Rows
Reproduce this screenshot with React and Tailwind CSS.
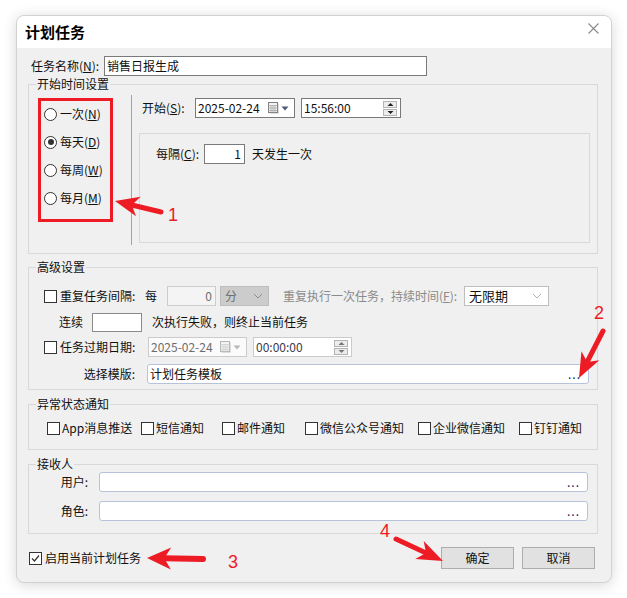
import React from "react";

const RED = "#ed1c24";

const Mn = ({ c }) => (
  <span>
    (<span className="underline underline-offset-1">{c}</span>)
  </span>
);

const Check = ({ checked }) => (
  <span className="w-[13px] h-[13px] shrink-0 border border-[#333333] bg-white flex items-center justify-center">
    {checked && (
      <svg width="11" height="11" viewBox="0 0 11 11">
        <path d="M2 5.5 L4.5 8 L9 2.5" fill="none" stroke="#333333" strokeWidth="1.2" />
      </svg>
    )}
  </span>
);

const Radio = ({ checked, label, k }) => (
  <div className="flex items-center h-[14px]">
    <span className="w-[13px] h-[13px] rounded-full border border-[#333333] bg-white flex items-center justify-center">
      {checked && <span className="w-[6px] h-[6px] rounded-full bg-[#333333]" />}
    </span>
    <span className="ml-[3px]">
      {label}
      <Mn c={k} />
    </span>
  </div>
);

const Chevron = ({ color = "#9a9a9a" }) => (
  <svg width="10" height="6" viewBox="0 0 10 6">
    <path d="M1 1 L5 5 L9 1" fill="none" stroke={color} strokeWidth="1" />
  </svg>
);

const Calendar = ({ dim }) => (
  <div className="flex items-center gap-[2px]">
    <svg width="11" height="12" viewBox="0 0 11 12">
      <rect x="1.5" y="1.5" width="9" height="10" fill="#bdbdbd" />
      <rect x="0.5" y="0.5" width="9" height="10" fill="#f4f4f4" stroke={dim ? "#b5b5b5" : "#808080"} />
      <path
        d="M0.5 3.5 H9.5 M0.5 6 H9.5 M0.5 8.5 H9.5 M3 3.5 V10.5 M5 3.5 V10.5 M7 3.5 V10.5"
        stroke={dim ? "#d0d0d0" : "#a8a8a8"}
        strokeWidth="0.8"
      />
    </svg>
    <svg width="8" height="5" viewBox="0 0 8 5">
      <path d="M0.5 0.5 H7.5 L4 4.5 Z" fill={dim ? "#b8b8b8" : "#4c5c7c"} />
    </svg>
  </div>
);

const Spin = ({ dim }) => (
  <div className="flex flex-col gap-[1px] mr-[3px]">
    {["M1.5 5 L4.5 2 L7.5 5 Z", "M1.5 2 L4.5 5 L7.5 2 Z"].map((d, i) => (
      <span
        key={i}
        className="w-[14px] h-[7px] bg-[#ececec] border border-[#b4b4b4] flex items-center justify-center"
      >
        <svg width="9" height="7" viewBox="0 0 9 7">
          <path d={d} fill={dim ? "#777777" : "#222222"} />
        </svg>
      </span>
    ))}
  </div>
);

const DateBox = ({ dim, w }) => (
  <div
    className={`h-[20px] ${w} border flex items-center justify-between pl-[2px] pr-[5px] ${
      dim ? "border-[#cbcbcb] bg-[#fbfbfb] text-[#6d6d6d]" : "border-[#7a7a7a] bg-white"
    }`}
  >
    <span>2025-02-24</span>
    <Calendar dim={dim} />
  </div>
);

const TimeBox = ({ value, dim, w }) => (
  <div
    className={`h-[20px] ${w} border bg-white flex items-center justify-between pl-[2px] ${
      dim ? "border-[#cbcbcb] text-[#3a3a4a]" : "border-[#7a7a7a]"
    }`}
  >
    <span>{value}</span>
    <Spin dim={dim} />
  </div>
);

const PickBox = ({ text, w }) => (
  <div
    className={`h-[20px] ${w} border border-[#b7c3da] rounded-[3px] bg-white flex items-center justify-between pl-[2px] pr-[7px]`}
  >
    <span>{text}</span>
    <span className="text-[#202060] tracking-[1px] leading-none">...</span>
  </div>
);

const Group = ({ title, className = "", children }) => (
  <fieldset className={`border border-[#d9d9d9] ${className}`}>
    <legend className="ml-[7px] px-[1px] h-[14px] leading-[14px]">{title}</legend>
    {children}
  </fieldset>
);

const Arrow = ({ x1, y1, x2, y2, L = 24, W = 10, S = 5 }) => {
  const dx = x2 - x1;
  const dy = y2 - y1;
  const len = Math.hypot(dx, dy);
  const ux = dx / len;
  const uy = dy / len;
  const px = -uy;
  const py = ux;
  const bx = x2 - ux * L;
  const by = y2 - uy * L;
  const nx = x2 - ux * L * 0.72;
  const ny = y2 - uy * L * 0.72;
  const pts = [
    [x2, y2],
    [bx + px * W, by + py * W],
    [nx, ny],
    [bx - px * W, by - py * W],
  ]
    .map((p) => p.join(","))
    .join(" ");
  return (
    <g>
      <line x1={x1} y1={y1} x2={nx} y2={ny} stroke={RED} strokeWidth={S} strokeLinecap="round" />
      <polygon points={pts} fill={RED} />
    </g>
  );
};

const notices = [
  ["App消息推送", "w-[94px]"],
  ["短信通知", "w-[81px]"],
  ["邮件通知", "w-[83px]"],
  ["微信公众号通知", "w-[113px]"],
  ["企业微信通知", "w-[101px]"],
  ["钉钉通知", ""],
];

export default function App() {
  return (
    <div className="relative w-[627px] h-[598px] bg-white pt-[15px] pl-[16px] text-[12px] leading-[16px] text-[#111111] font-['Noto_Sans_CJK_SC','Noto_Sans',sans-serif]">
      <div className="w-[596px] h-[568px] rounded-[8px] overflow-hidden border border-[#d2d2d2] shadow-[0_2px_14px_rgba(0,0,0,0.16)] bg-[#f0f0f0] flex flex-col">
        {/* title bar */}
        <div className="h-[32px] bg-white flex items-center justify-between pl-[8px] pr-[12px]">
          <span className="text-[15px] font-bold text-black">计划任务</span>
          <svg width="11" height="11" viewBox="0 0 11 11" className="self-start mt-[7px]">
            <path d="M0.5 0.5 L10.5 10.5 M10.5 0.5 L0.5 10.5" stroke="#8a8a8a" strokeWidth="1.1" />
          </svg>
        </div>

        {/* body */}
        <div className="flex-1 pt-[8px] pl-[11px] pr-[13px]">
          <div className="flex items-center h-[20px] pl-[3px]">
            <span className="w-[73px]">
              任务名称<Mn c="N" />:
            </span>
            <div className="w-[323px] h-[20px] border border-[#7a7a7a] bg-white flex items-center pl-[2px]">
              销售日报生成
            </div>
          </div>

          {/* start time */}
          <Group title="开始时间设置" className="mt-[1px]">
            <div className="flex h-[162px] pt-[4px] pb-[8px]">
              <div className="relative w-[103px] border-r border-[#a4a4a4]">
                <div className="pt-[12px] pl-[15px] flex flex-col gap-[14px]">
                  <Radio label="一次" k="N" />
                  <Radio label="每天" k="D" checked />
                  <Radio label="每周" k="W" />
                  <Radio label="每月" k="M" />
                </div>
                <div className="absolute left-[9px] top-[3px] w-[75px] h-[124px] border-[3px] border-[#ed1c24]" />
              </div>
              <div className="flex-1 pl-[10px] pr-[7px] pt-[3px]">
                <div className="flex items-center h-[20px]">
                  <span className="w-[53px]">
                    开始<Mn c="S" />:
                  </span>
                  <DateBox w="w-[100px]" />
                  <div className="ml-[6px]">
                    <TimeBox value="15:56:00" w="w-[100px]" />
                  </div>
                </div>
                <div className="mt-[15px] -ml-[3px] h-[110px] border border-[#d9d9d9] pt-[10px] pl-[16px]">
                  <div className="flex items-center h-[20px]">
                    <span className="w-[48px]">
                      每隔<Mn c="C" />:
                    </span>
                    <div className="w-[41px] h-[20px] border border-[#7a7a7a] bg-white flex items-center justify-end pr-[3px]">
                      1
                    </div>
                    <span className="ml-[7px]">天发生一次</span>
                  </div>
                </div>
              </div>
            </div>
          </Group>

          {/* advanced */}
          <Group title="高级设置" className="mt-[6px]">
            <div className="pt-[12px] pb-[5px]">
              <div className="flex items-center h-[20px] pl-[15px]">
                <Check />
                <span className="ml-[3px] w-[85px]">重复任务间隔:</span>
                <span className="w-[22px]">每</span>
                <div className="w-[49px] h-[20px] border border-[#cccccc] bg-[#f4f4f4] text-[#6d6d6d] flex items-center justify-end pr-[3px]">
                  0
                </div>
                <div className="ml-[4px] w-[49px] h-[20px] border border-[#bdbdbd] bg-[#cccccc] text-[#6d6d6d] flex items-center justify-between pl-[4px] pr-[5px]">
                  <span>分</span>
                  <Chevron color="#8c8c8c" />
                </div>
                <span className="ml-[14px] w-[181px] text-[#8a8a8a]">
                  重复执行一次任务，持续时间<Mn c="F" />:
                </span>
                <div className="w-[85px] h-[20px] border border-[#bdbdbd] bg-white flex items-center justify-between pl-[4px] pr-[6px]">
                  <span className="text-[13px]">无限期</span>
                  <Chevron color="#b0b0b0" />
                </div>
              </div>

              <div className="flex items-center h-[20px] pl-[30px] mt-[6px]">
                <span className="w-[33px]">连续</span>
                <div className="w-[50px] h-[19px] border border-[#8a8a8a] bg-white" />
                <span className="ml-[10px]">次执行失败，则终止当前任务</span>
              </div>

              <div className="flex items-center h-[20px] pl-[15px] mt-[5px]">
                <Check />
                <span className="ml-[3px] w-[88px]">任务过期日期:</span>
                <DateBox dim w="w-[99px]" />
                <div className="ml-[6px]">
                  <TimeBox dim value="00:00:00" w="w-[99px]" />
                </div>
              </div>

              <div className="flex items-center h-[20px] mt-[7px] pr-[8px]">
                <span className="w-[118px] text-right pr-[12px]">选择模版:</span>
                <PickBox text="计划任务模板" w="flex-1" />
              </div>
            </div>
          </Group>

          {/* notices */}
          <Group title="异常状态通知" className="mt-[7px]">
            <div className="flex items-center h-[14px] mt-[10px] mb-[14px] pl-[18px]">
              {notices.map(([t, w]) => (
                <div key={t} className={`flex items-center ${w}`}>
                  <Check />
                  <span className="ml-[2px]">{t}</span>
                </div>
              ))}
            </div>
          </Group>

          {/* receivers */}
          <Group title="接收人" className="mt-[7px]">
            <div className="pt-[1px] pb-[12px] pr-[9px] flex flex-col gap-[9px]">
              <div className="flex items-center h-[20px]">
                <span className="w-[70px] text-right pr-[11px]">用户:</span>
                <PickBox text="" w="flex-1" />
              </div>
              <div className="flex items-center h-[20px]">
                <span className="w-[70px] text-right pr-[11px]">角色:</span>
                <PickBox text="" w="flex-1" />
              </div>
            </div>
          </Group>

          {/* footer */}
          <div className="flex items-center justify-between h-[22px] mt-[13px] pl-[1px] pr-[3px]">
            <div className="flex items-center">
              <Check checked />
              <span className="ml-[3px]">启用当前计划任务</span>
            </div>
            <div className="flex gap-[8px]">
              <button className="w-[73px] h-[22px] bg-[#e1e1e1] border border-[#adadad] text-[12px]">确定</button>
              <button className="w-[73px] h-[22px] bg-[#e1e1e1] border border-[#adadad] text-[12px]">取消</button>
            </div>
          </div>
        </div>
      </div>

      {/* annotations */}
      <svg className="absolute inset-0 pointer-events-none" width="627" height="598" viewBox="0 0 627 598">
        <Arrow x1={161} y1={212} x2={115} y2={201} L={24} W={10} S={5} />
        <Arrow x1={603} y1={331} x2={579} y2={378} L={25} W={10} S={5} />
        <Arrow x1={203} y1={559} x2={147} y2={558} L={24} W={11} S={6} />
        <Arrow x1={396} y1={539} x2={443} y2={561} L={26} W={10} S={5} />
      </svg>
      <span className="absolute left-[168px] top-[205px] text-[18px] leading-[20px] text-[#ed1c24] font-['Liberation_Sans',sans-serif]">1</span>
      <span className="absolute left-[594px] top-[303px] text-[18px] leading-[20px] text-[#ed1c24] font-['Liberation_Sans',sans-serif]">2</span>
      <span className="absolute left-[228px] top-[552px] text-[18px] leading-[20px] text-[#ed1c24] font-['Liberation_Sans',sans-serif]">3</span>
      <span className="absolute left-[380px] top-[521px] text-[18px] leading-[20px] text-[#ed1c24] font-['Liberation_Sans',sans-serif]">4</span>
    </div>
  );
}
* * *
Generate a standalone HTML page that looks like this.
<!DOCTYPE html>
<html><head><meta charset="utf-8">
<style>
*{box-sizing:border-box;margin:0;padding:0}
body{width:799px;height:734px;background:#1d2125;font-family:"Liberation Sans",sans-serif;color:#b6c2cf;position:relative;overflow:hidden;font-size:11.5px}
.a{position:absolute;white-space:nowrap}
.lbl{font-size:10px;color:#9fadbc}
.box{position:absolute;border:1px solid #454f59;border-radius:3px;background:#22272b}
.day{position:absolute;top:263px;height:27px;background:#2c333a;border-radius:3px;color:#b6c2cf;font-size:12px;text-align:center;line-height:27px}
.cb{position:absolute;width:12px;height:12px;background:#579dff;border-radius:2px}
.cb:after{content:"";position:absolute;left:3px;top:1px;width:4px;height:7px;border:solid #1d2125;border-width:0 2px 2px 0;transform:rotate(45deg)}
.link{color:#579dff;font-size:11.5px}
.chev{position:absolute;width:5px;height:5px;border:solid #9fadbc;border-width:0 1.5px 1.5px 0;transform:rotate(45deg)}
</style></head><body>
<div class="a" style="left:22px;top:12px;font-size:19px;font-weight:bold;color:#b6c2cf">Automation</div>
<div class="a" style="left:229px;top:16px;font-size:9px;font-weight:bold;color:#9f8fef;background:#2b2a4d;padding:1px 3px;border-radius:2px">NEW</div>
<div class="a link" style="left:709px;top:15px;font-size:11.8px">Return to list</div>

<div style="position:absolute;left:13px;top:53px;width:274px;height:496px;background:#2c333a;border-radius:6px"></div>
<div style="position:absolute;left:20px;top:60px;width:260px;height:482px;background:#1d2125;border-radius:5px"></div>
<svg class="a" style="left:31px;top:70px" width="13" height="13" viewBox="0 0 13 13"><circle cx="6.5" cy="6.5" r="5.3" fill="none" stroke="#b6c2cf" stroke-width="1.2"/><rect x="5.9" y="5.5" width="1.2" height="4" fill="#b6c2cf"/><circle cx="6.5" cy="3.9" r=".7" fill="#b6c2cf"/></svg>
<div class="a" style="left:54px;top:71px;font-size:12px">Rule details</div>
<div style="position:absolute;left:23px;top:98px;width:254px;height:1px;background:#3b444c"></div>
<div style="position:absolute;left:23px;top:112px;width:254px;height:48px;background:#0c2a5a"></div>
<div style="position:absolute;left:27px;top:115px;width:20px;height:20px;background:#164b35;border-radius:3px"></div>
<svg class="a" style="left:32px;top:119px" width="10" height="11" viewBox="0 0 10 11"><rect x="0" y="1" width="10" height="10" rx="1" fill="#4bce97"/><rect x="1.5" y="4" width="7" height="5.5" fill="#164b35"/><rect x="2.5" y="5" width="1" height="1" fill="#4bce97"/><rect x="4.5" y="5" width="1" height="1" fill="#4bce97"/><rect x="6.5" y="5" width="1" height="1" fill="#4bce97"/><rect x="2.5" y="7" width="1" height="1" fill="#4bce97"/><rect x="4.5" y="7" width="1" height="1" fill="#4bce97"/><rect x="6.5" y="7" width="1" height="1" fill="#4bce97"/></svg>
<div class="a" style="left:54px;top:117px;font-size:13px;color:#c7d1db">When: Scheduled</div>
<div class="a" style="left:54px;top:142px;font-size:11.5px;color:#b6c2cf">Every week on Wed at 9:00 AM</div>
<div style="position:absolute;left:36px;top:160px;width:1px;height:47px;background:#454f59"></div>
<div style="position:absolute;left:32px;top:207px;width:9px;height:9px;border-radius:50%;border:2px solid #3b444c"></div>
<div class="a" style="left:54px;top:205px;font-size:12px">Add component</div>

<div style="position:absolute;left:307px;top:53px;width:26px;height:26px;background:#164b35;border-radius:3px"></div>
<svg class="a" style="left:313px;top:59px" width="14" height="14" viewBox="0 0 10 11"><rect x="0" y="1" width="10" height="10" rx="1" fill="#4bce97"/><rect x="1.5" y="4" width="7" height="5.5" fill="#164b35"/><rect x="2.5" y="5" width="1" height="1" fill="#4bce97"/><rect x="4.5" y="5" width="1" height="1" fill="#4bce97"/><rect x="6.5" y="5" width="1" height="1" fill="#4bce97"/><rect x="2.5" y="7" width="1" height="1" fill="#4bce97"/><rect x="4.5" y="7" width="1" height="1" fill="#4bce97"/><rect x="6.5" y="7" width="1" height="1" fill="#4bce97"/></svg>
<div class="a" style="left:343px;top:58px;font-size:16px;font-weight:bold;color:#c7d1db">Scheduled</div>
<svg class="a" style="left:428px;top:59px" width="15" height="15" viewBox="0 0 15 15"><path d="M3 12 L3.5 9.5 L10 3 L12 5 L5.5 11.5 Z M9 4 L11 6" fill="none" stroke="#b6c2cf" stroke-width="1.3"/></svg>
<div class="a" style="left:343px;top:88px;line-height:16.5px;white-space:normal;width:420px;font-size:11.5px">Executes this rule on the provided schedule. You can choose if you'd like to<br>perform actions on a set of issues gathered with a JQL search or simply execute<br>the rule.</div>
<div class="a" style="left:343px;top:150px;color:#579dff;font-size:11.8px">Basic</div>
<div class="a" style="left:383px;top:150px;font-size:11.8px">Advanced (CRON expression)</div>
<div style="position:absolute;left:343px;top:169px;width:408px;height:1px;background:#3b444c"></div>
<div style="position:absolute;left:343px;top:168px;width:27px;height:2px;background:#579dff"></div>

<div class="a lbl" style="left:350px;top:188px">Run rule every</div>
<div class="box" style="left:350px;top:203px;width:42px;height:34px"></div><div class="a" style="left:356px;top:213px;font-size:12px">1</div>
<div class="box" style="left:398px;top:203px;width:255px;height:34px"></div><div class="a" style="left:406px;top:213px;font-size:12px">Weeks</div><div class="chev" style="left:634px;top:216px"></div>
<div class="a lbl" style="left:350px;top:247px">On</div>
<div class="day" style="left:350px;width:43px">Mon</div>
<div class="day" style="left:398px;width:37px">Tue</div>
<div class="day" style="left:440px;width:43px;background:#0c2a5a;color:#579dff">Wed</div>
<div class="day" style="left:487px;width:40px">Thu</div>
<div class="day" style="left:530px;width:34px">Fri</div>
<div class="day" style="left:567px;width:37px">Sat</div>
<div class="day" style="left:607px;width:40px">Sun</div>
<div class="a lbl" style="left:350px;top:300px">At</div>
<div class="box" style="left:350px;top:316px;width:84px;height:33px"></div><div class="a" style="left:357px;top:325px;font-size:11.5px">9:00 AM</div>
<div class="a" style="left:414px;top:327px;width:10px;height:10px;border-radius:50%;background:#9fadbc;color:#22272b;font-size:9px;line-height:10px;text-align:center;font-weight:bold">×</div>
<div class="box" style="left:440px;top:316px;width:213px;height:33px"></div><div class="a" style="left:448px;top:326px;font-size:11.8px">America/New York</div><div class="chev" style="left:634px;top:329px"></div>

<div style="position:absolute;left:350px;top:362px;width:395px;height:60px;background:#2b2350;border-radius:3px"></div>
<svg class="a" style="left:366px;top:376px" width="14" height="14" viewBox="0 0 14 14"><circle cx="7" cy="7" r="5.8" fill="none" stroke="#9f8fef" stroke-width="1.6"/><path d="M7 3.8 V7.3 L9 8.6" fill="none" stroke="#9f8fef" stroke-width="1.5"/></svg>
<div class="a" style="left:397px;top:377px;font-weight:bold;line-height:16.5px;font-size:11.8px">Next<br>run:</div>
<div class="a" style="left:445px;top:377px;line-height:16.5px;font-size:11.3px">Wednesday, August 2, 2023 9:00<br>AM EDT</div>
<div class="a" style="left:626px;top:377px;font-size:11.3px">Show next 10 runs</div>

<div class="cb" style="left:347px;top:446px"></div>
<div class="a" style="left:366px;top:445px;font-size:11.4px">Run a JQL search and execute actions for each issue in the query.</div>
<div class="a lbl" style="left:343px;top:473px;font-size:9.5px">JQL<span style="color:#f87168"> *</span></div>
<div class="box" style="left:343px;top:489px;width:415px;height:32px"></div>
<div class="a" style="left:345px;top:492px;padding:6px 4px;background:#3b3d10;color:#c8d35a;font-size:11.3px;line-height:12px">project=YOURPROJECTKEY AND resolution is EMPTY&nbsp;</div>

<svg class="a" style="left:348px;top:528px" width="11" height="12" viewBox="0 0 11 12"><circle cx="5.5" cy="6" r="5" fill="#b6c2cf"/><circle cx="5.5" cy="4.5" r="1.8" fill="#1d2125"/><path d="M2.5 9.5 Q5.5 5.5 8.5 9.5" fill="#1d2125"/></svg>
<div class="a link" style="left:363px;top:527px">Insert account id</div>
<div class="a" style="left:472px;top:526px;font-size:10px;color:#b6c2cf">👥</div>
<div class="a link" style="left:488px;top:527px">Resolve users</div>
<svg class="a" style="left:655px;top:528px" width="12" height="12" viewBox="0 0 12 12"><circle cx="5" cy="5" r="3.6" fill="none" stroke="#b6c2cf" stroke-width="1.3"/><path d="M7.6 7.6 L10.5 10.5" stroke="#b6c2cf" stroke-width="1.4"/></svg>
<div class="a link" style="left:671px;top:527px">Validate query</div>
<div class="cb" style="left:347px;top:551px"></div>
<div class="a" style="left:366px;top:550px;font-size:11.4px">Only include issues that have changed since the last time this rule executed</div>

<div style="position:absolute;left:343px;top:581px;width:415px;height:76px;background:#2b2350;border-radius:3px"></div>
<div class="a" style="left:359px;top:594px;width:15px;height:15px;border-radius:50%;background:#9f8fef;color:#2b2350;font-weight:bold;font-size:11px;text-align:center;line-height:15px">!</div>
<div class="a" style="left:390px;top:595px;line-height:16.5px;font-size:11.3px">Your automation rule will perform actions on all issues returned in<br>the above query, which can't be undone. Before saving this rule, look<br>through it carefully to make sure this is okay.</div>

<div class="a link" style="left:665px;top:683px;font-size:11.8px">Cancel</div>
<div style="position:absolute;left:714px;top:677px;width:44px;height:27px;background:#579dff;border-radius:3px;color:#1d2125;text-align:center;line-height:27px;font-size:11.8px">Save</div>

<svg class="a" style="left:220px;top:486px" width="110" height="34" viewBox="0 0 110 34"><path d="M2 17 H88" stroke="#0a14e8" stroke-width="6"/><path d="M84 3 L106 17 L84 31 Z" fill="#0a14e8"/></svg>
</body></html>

Problem to solve
Your task is to gather every line with the word "that" and copy it.

Problem solution
Generate a standalone HTML page that looks like this.
<div class="a" style="left:366px;top:550px;font-size:11.4px">Only include issues that have changed since the last time this rule executed</div>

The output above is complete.